Information shown:
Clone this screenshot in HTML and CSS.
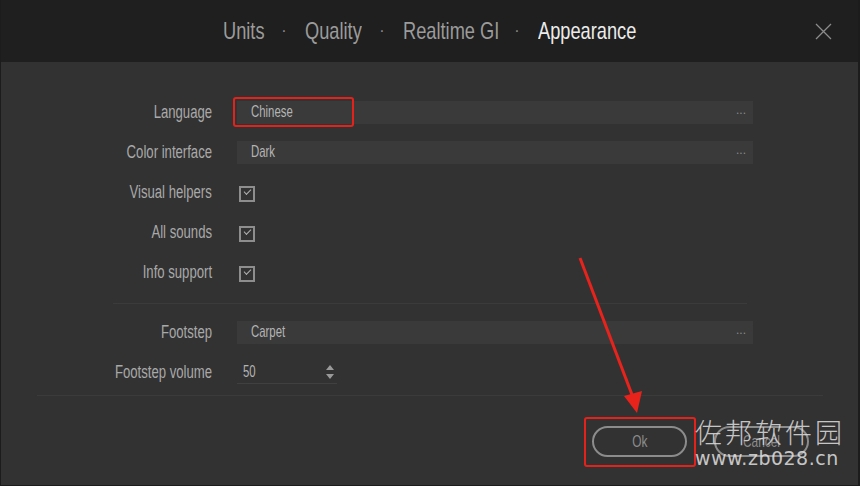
FILE: index.html
```html
<!DOCTYPE html>
<html lang="en">
<head>
    <meta charset="UTF-8">
    <meta name="viewport" content="width=device-width, initial-scale=1.0">
    <title>Settings - Appearance</title>
    <link rel="stylesheet" href="styles.css">
</head>
<body>
    <div class="dialog">
        <header class="tabs">
            <nav class="tab-list">
                <span class="tab w-units"><span class="txt">Units</span></span>
                <span class="dot">·</span>
                <span class="tab w-quality"><span class="txt">Quality</span></span>
                <span class="dot">·</span>
                <span class="tab w-gi"><span class="txt">Realtime GI</span></span>
                <span class="dot">·</span>
                <span class="tab w-appear active"><span class="txt">Appearance</span></span>
            </nav>
            <button class="close" aria-label="Close">
                <svg width="17" height="17" viewBox="0 0 17 17">
                    <path d="M1 1L16 16M16 1L1 16" stroke="#8c8c8c" stroke-width="1.3" fill="none"/>
                </svg>
            </button>
        </header>

        <main class="form">
            <div class="row">
                <label><span class="txt">Language</span></label>
                <div class="select"><span class="txt">Chinese</span><span class="more">...</span></div>
            </div>
            <div class="row">
                <label><span class="txt">Color interface</span></label>
                <div class="select"><span class="txt">Dark</span><span class="more">...</span></div>
            </div>
            <div class="row">
                <label><span class="txt">Visual helpers</span></label>
                <span class="check"></span>
            </div>
            <div class="row">
                <label><span class="txt">All sounds</span></label>
                <span class="check"></span>
            </div>
            <div class="row">
                <label><span class="txt">Info support</span></label>
                <span class="check"></span>
            </div>
            <hr class="sep">
            <div class="row">
                <label><span class="txt">Footstep</span></label>
                <div class="select"><span class="txt">Carpet</span><span class="more">...</span></div>
            </div>
            <div class="row">
                <label><span class="txt">Footstep volume</span></label>
                <div class="number">
                    <span class="txt">50</span>
                    <svg class="spin" width="10" height="16" viewBox="0 0 10 16">
                        <path d="M5 1L9 6H1Z M5 15L9 10H1Z" fill="#9a9a9a"/>
                    </svg>
                </div>
            </div>
        </main>

        <footer class="actions">
            <hr class="sep-wide">
            <div class="buttons">
                <button class="pill"><span class="txt">Ok</span></button>
                <button class="pill"><span class="txt">Cancel</span></button>
            </div>
        </footer>

        <!-- annotations drawn over the screenshot -->
        <div class="mark mark-lang"></div>
        <div class="mark mark-ok"></div>
        <svg class="arrow" width="860" height="486" viewBox="0 0 860 486">
            <path d="M580 258L634 400" stroke="#e8231c" stroke-width="3" fill="none"/>
            <path d="M624 396L637 413L642 391Z" fill="#e8231c"/>
        </svg>
        <div class="watermark">
            <div class="wm-cn">佐邦软件园</div>
            <div class="wm-url">www.zb028.cn</div>
        </div>
    </div>
</body>
</html>
```

FILE: styles.css
```css
body {
    margin: 0;
    background: #1c1c1c;
    font-family: 'Liberation Sans', sans-serif;
}
/* the UI font is a narrow one, so text is squeezed horizontally */
.txt {
    display: inline-block;
    white-space: nowrap;
    transform: scaleX(0.77);
    transform-origin: left center;
}
.dialog {
    position: relative;
    width: 857px;
    height: 485px;
    margin-left: 1px;
    background: #323232;
    overflow: hidden;
}
.tabs {
    height: 62px;
    background: #1f1f1f;
    display: flex;
    align-items: center;
    position: relative;
}
.tab-list {
    display: flex;
    align-items: center;
    margin-left: 222px;
}
.tab {
    font-size: 24px;
    color: #9b9b9b;
    white-space: nowrap;
}
.tab .txt {
    transform: scaleX(0.76);
}
.w-units { width: 40px; }
.w-quality { width: 56px; }
.w-gi { width: 93px; }
.w-appear { width: 97px; }
.tab.active {
    color: #ececec;
}
.dot {
    width: 42px;
    text-align: center;
    font-size: 16px;
    color: #8a8a8a;
}
.close {
    position: absolute;
    right: 26px;
    top: 23px;
    background: none;
    border: none;
    padding: 0;
    width: 17px;
    height: 17px;
}
.form {
    padding-top: 30px;
}
.row {
    display: grid;
    grid-template-columns: 211px 516px;
    column-gap: 25px;
    align-items: center;
    height: 40px;
}
.row label {
    text-align: right;
    font-size: 18px;
    color: #a9a9a9;
}
.row label .txt {
    transform-origin: right center;
    transform: scaleX(0.73);
}
.select {
    position: relative;
    height: 23px;
    line-height: 21px;
    background: #3a3a3a;
    padding-left: 14px;
    font-size: 17px;
    color: #b4b4b4;
}
.select .txt {
    transform: scaleX(0.67);
}
.more {
    position: absolute;
    right: 7px;
    top: -1px;
    font-size: 12px;
    color: #8a8a8a;
}
.check {
    width: 12px;
    height: 12px;
    margin: 3px 0 0 2px;
    border: 2px solid #8e8e8e;
    position: relative;
}
.check::after {
    content: '';
    position: absolute;
    left: 3px;
    top: 1px;
    width: 6px;
    height: 3px;
    border-left: 1px solid #b0b0b0;
    border-bottom: 1px solid #b0b0b0;
    transform: rotate(-45deg);
}
.number {
    width: 100px;
    height: 23px;
    border-bottom: 1px solid #404040;
    display: flex;
    align-items: center;
    justify-content: space-between;
    font-size: 17px;
    color: #b4b4b4;
}
.number .txt {
    margin-left: 6px;
    transform: scaleX(0.67);
}
.spin {
    margin-right: 2px;
}
.sep {
    border: none;
    border-top: 1px solid #3b3b3b;
    margin: 11px 0 8px 112px;
    width: 634px;
}
.sep-wide {
    border: none;
    border-top: 1px solid #3b3b3b;
    margin: 3px 0 0 36px;
    width: 786px;
}
.buttons {
    display: flex;
    gap: 27px;
    margin: 30px 0 0 591px;
}
.pill {
    width: 95px;
    height: 31px;
    border: 2px solid #8c8c8c;
    border-radius: 16px;
    background: transparent;
    font-family: inherit;
    font-size: 17px;
    color: #8c8c8c;
}
.pill .txt {
    transform-origin: center;
    transform: scaleX(0.7);
}
.mark {
    position: absolute;
    border: 2px solid #e3231b;
    border-radius: 3px;
}
.mark-lang {
    left: 232px;
    top: 97px;
    width: 117px;
    height: 26px;
}
.mark-ok {
    left: 583px;
    top: 417px;
    width: 108px;
    height: 46px;
}
.arrow {
    position: absolute;
    left: -1px;
    top: 0;
    pointer-events: none;
}
.watermark {
    position: absolute;
    left: 694px;
    top: 416px;
    color: rgba(225, 225, 225, 0.85);
}
.wm-cn {
    font-family: 'Noto Sans CJK SC', sans-serif;
    font-weight: 300;
    font-size: 27px;
    letter-spacing: 3px;
    line-height: 32px;
}
.wm-url {
    font-family: 'DejaVu Sans', sans-serif;
    font-size: 19px;
    line-height: 20px;
    letter-spacing: 0.5px;
}
```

What is asked: Without including any picture, repeat the data exactly.

Answer to the problem:
Clone this screenshot in HTML and CSS.
FILE: index.html
```html
<!DOCTYPE html>
<html lang="en">
<head>
    <meta charset="UTF-8">
    <meta name="viewport" content="width=device-width, initial-scale=1.0">
    <title>Settings - Appearance</title>
    <link rel="stylesheet" href="styles.css">
</head>
<body>
    <div class="dialog">
        <header class="tabs">
            <nav class="tab-list">
                <span class="tab w-units"><span class="txt">Units</span></span>
                <span class="dot">·</span>
                <span class="tab w-quality"><span class="txt">Quality</span></span>
                <span class="dot">·</span>
                <span class="tab w-gi"><span class="txt">Realtime GI</span></span>
                <span class="dot">·</span>
                <span class="tab w-appear active"><span class="txt">Appearance</span></span>
            </nav>
            <button class="close" aria-label="Close">
                <svg width="17" height="17" viewBox="0 0 17 17">
                    <path d="M1 1L16 16M16 1L1 16" stroke="#8c8c8c" stroke-width="1.3" fill="none"/>
                </svg>
            </button>
        </header>

        <main class="form">
            <div class="row">
                <label><span class="txt">Language</span></label>
                <div class="select"><span class="txt">Chinese</span><span class="more">...</span></div>
            </div>
            <div class="row">
                <label><span class="txt">Color interface</span></label>
                <div class="select"><span class="txt">Dark</span><span class="more">...</span></div>
            </div>
            <div class="row">
                <label><span class="txt">Visual helpers</span></label>
                <span class="check"></span>
            </div>
            <div class="row">
                <label><span class="txt">All sounds</span></label>
                <span class="check"></span>
            </div>
            <div class="row">
                <label><span class="txt">Info support</span></label>
                <span class="check"></span>
            </div>
            <hr class="sep">
            <div class="row">
                <label><span class="txt">Footstep</span></label>
                <div class="select"><span class="txt">Carpet</span><span class="more">...</span></div>
            </div>
            <div class="row">
                <label><span class="txt">Footstep volume</span></label>
                <div class="number">
                    <span class="txt">50</span>
                    <svg class="spin" width="10" height="16" viewBox="0 0 10 16">
                        <path d="M5 1L9 6H1Z M5 15L9 10H1Z" fill="#9a9a9a"/>
                    </svg>
                </div>
            </div>
        </main>

        <footer class="actions">
            <hr class="sep-wide">
            <div class="buttons">
                <button class="pill"><span class="txt">Ok</span></button>
                <button class="pill"><span class="txt">Cancel</span></button>
            </div>
        </footer>

        <!-- annotations drawn over the screenshot -->
        <div class="mark mark-lang"></div>
        <div class="mark mark-ok"></div>
        <svg class="arrow" width="860" height="486" viewBox="0 0 860 486">
            <path d="M580 258L634 400" stroke="#e8231c" stroke-width="3" fill="none"/>
            <path d="M624 396L637 413L642 391Z" fill="#e8231c"/>
        </svg>
        <div class="watermark">
            <div class="wm-cn">佐邦软件园</div>
            <div class="wm-url">www.zb028.cn</div>
        </div>
    </div>
</body>
</html>
```

FILE: styles.css
```css
body {
    margin: 0;
    background: #1c1c1c;
    font-family: 'Liberation Sans', sans-serif;
}
/* the UI font is a narrow one, so text is squeezed horizontally */
.txt {
    display: inline-block;
    white-space: nowrap;
    transform: scaleX(0.77);
    transform-origin: left center;
}
.dialog {
    position: relative;
    width: 857px;
    height: 485px;
    margin-left: 1px;
    background: #323232;
    overflow: hidden;
}
.tabs {
    height: 62px;
    background: #1f1f1f;
    display: flex;
    align-items: center;
    position: relative;
}
.tab-list {
    display: flex;
    align-items: center;
    margin-left: 222px;
}
.tab {
    font-size: 24px;
    color: #9b9b9b;
    white-space: nowrap;
}
.tab .txt {
    transform: scaleX(0.76);
}
.w-units { width: 40px; }
.w-quality { width: 56px; }
.w-gi { width: 93px; }
.w-appear { width: 97px; }
.tab.active {
    color: #ececec;
}
.dot {
    width: 42px;
    text-align: center;
    font-size: 16px;
    color: #8a8a8a;
}
.close {
    position: absolute;
    right: 26px;
    top: 23px;
    background: none;
    border: none;
    padding: 0;
    width: 17px;
    height: 17px;
}
.form {
    padding-top: 30px;
}
.row {
    display: grid;
    grid-template-columns: 211px 516px;
    column-gap: 25px;
    align-items: center;
    height: 40px;
}
.row label {
    text-align: right;
    font-size: 18px;
    color: #a9a9a9;
}
.row label .txt {
    transform-origin: right center;
    transform: scaleX(0.73);
}
.select {
    position: relative;
    height: 23px;
    line-height: 21px;
    background: #3a3a3a;
    padding-left: 14px;
    font-size: 17px;
    color: #b4b4b4;
}
.select .txt {
    transform: scaleX(0.67);
}
.more {
    position: absolute;
    right: 7px;
    top: -1px;
    font-size: 12px;
    color: #8a8a8a;
}
.check {
    width: 12px;
    height: 12px;
    margin: 3px 0 0 2px;
    border: 2px solid #8e8e8e;
    position: relative;
}
.check::after {
    content: '';
    position: absolute;
    left: 3px;
    top: 1px;
    width: 6px;
    height: 3px;
    border-left: 1px solid #b0b0b0;
    border-bottom: 1px solid #b0b0b0;
    transform: rotate(-45deg);
}
.number {
    width: 100px;
    height: 23px;
    border-bottom: 1px solid #404040;
    display: flex;
    align-items: center;
    justify-content: space-between;
    font-size: 17px;
    color: #b4b4b4;
}
.number .txt {
    margin-left: 6px;
    transform: scaleX(0.67);
}
.spin {
    margin-right: 2px;
}
.sep {
    border: none;
    border-top: 1px solid #3b3b3b;
    margin: 11px 0 8px 112px;
    width: 634px;
}
.sep-wide {
    border: none;
    border-top: 1px solid #3b3b3b;
    margin: 3px 0 0 36px;
    width: 786px;
}
.buttons {
    display: flex;
    gap: 27px;
    margin: 30px 0 0 591px;
}
.pill {
    width: 95px;
    height: 31px;
    border: 2px solid #8c8c8c;
    border-radius: 16px;
    background: transparent;
    font-family: inherit;
    font-size: 17px;
    color: #8c8c8c;
}
.pill .txt {
    transform-origin: center;
    transform: scaleX(0.7);
}
.mark {
    position: absolute;
    border: 2px solid #e3231b;
    border-radius: 3px;
}
.mark-lang {
    left: 232px;
    top: 97px;
    width: 117px;
    height: 26px;
}
.mark-ok {
    left: 583px;
    top: 417px;
    width: 108px;
    height: 46px;
}
.arrow {
    position: absolute;
    left: -1px;
    top: 0;
    pointer-events: none;
}
.watermark {
    position: absolute;
    left: 694px;
    top: 416px;
    color: rgba(225, 225, 225, 0.85);
}
.wm-cn {
    font-family: 'Noto Sans CJK SC', sans-serif;
    font-weight: 300;
    font-size: 27px;
    letter-spacing: 3px;
    line-height: 32px;
}
.wm-url {
    font-family: 'DejaVu Sans', sans-serif;
    font-size: 19px;
    line-height: 20px;
    letter-spacing: 0.5px;
}
```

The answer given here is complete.